Replication and collapsing can both occur in a single array, for example
Procs2 p = new Procs2(P, P) ; on(p) { float [[*]] c = new float [[N]] ; ... }The range of c is sequential, and the array is replicated over both dimensions of p. This makes it very similar to an ordinary Java array declared in all processes by
float [] d = new float [N] ;c and d are not identical, though. The array c can be passed to library functions that expect distributed arrays as arguments, whereas d cannot.
[Introduce the distribution group and the on clause for the distributed array constructors here?]
A simpler and potentially more efficient implementation of matrix multiplication can be given if the operand arrays have carefully chosen replicated/collapsed distributions. The program is given in Figure 3.13. As illustrated in Figure 3.14, the rows of a are replicated in the process dimension associated with y. Similarly the columns of b are replicated in the dimension associated with x. Hence all arguments for the inner scalar product are already in place for the computation--no communication is needed.

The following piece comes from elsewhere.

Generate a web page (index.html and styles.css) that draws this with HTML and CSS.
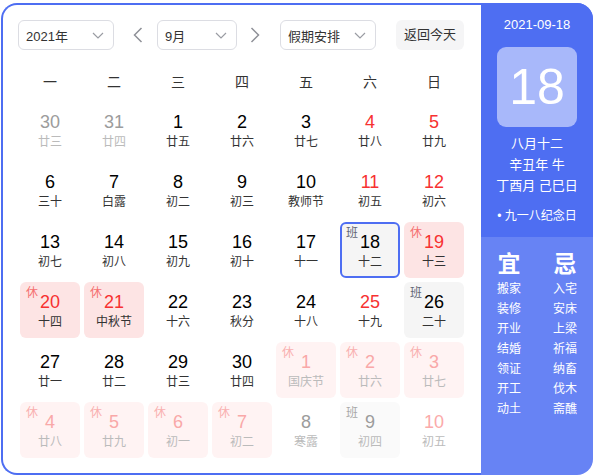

Clearly we would be very lucky to come across three arrays with such a special distribution format relative to one another ( alignment relation). There is an important function in the Adlib library called remap, which takes a pair of arrays as arguments. These must have the same shape and type, but they can have unrelated distribution formats. The elements of the source array are copied to the destination array. In particular, if the destination array has a replicated mapping, the values in the source array are broadcast appropriately. Figure 3.15 shows how we can use remap to adapt the program in Figure 3.13 to create a general purpose matrix multiplication routine. Besides the remap function, this example introduces the two inquiry functions grp and rng which are defined for any distributed array.